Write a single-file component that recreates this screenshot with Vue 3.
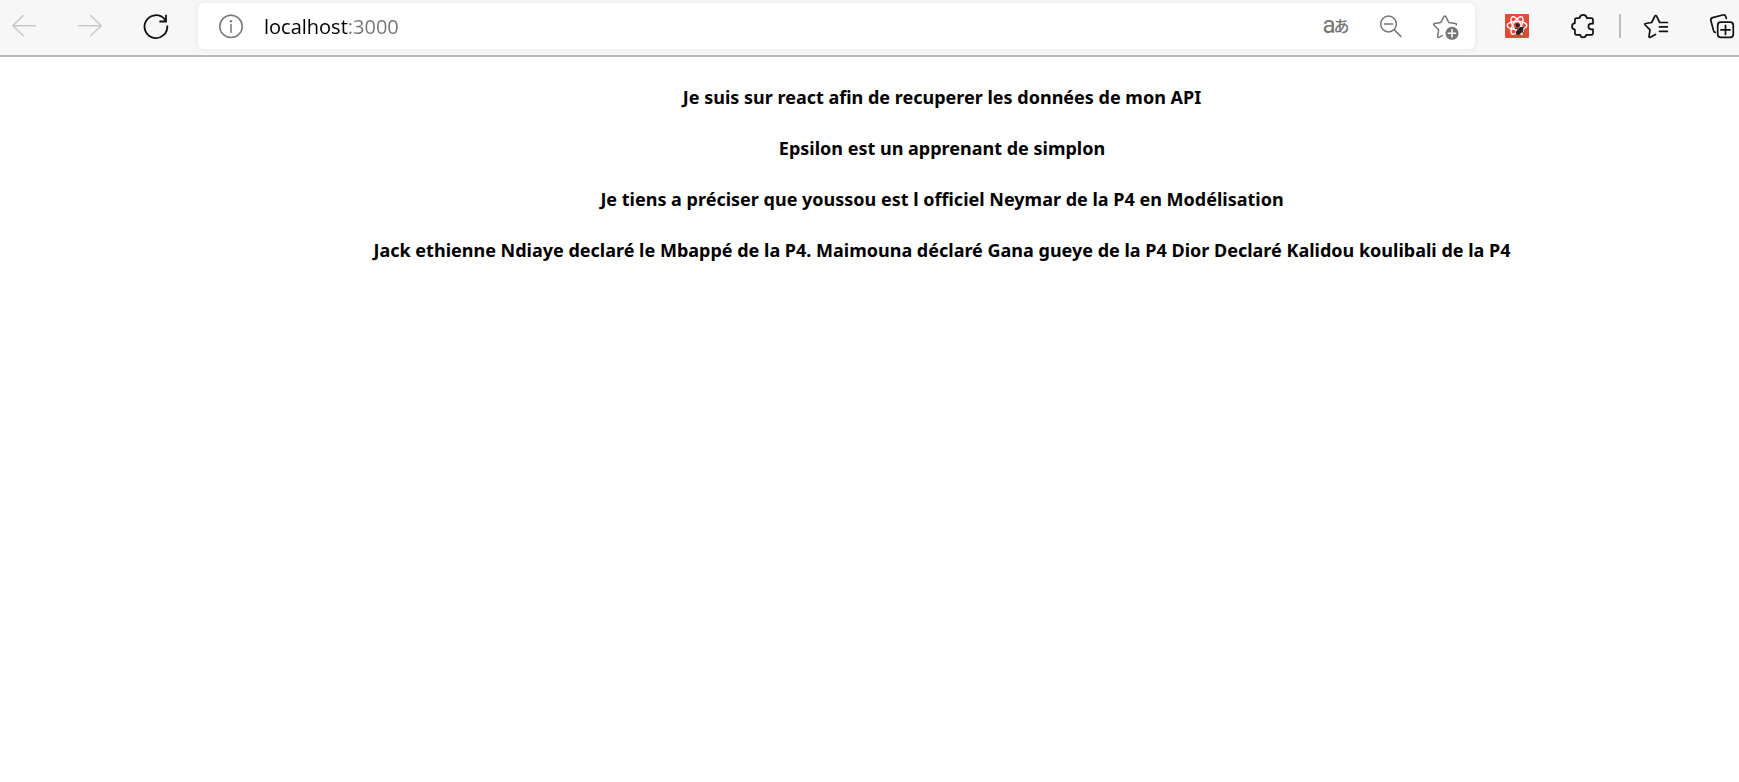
<script setup>
import { ref } from 'vue'

const address = ref('localhost:3000')

const messages = [
  'Je suis sur react afin de recuperer les données de mon API',
  'Epsilon est un apprenant de simplon',
  'Je tiens a préciser que youssou est l officiel Neymar de la P4 en Modélisation',
  'Jack ethienne Ndiaye declaré le Mbappé de la P4. Maimouna déclaré Gana gueye de la P4 Dior Declaré Kalidou koulibali de la P4',
]
</script>

<template>
  <div class="browser">
    <header class="toolbar">
      <nav class="history" aria-label="Navigation">
        <button type="button" class="tool" disabled aria-label="Back">
          <svg class="icon" viewBox="0 0 24 24"><path d="M23.5 11.7H.7M11.3 1.5.7 11.7l10.6 10" /></svg>
        </button>
        <button type="button" class="tool" disabled aria-label="Forward">
          <svg class="icon" viewBox="0 0 24 24"><path d="M.5 11.7h22.8M12.7 1.5l10.6 10.2-10.6 10" /></svg>
        </button>
        <button type="button" class="tool" aria-label="Refresh">
          <svg class="icon reload" viewBox="0 0 24 24">
            <path d="M23.3 11.5A11.4 11.4 0 1 1 20.6 5.2L22 7.3M22 .8v6.7h-6.6" />
          </svg>
        </button>
      </nav>

      <form class="omnibox" @submit.prevent>
        <button type="button" class="tool" aria-label="View site information">
          <svg class="icon info" viewBox="0 0 24 24">
            <circle cx="12" cy="12.4" r="11.2" /><path d="M12 10.5v7.8" /><circle class="dot" cx="12" cy="7.3" r="1.2" />
          </svg>
        </button>
        <input v-model="address" class="address" type="text" aria-label="Address" spellcheck="false" />
        <button type="button" class="tool translate" aria-label="Translate">
          <span class="latin">a</span><span class="kana">あ</span>
        </button>
        <button type="button" class="tool" aria-label="Zoom out">
          <svg class="icon" viewBox="0 0 24 24"><circle cx="9.5" cy="10" r="7.9" /><path d="M5.3 10h8.4M15.2 15.8l6.6 6.6" /></svg>
        </button>
        <button type="button" class="tool" aria-label="Add this page to favorites">
          <svg class="icon wide" viewBox="0 0 26 24">
            <path d="M9.2 21.6 6 23.4c-.8.4-1.5-.1-1.4-1l1-6.6-4.7-4.9c-.6-.6-.3-1.3.5-1.5l6.5-1 3.1-6c.4-.7 1.3-.7 1.7 0l3 6 6.7 1c.9.1 1.3.8.8 1.5" />
            <circle class="badge" cx="19" cy="19.3" r="6.5" /><path class="plus" d="M19 15.6V23M15.3 19.3h7.4" />
          </svg>
        </button>
      </form>

      <div class="extensions">
        <button type="button" class="tool" aria-label="React Developer Tools">
          <svg class="react" viewBox="0 0 24 24">
            <rect width="24" height="24" rx="1" fill="#dd4b39" />
            <g fill="none" stroke="#fff" stroke-width="1.4">
              <ellipse cx="12" cy="11.5" rx="9.9" ry="4" />
              <ellipse cx="12" cy="11.5" rx="9.9" ry="4" transform="rotate(60 12 11.5)" />
              <ellipse cx="12" cy="11.5" rx="9.9" ry="4" transform="rotate(120 12 11.5)" />
            </g>
            <g fill="#222" stroke="#222">
              <circle cx="12.6" cy="11.2" r="1.6" />
              <ellipse cx="14.6" cy="16.8" rx="1.9" ry="4.2" transform="rotate(40 14.6 16.8)" />
              <path fill="none" d="M10 14.7l3-.2M16.3 13.5h2.6M17 16.5l1.6 3.3M13.500 18.500l1.700 2.700" />
            </g>
          </svg>
        </button>
        <button type="button" class="tool" aria-label="Extensions">
          <svg class="icon dark" viewBox="0 0 24 24">
            <path d="M8.5 4.2C8.8 2.2 10.2.9 12.2.9s3.4 1.3 3.7 3.3h4.3c1.1 0 1.8.7 1.8 1.8v3.7h-1.5c-1.8 0-3.1 1.1-3.1 2.8s1.3 2.8 3.1 2.8H22V19c0 1.1-.7 1.8-1.8 1.8h-5c-.3 1.5-1.5 2.5-3 2.5s-2.7-1-3-2.5H5.7c-1.1 0-1.8-.7-1.8-1.8v-3.4C2 15.2 1 14 1 12.400s1-2.900 2.900-3.200V6c0-1.100.7-1.800 1.800-1.800z" />
          </svg>
        </button>
      </div>
      <span class="divider"></span>
      <div class="extensions">
        <button type="button" class="tool" aria-label="Favorites">
          <svg class="icon dark" viewBox="0 0 24 24">
            <path d="M11.5 20.4 6.4 23.2c-.8.4-1.5 0-1.4-.9l1-6.4L1.2 11c-.6-.6-.4-1.4.5-1.5l6-1 3.1-6.3c.4-.8 1.4-.8 1.8 0l3.1 6.3h7.8M15.5 12.9h7.8M15.500 17.400h7.800" />
          </svg>
        </button>
        <button type="button" class="tool" aria-label="Collections">
          <svg class="icon dark" viewBox="0 0 24 24">
            <path d="M5.3 18.4c-.9-.3-1.5-1-1.8-2L.9 6.7C.5 5.2 1.2 4 2.7 3.6l10-2.6c1.5-.4 2.7.2 3.2 1.7l.4 1.7" />
            <rect x="7.7" y="8.2" width="15.6" height="15.2" rx="3.2" /><path d="M15.5 11.3v9.2M10.9 15.9h9.2" />
          </svg>
        </button>
      </div>
    </header>

    <main class="page">
      <h4 v-for="message in messages" :key="message" class="message">{{ message }}</h4>
    </main>
  </div>
</template>

<style>
body {
  margin: 0;
  background: #fff;
}
</style>

<style scoped>
.browser {
  min-height: 100vh;
  color: #000;
  font-family: 'Segoe UI', 'Noto Sans', 'Noto Sans CJK JP', sans-serif;
}

.toolbar {
  display: flex;
  align-items: center;
  padding: 3px 5px 6px 12px;
  border-bottom: 2px solid #b9b9b9;
  background: #f7f7f7;
}

.history,
.extensions {
  display: flex;
  align-items: center;
  gap: 42px;
}

.tool {
  display: flex;
  flex: none;
  align-items: center;
  padding: 0;
  border: 0;
  background: none;
  color: #757575;
}

.history .tool,
.extensions .tool {
  color: #111;
}

.history .tool:disabled {
  color: #c9c9c9;
}

.icon,
.react {
  display: block;
  width: 24px;
  height: 24px;
}

.icon {
  overflow: visible;
  fill: none;
  stroke: currentColor;
  stroke-width: 1.5;
  stroke-linecap: round;
  stroke-linejoin: round;
}

.icon.wide {
  width: 26px;
}

.icon.dark {
  stroke-width: 1.7;
}

.icon.reload {
  stroke-width: 1.8;
  stroke-linecap: butt;
  stroke-linejoin: miter;
}

.dot,
.badge {
  fill: currentColor;
  stroke: none;
}

.plus {
  stroke: #fff;
}

.omnibox {
  display: flex;
  flex: 1;
  align-items: center;
  gap: 30px;
  min-width: 0;
  height: 46px;
  margin: 0 30px;
  padding: 0 16px 0 21px;
  box-sizing: border-box;
  border-radius: 6px;
  background: #fff;
  box-shadow: 0 0 6px rgba(0, 0, 0, 0.08);
}

.address {
  flex: 1;
  min-width: 0;
  margin-left: -9px;
  padding: 2px 0 0;
  border: 0;
  outline: 0;
  background: linear-gradient(to right, #000 84px, #757575 84px);
  background-clip: text;
  color: transparent;
  caret-color: #000;
  font: 20px/30px 'Segoe UI', 'Open Sans', sans-serif;
}

.translate {
  justify-content: center;
  width: 26px;
  height: 24px;
  padding-bottom: 2px;
}

.latin {
  font: 24px/24px Roboto, sans-serif;
}

.kana {
  margin-left: -2px;
  font: 500 16px/24px 'Noto Sans CJK JP', sans-serif;
}

.divider {
  width: 2px;
  height: 24px;
  margin: 0 23px 0 24px;
  background: #bdbdbd;
}

.page {
  display: grid;
  gap: 24px;
  padding: 27px 0 24px 145px;
}

.message {
  margin: 0;
  font-size: 18px;
  font-weight: 700;
  line-height: 27px;
  text-align: center;
}
</style>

What to produce:
Within the listing above, copy each line that has the string "this".

Finished answer:
Write a single-file component that recreates this screenshot with Vue 3.
        <button type="button" class="tool" aria-label="Add this page to favorites">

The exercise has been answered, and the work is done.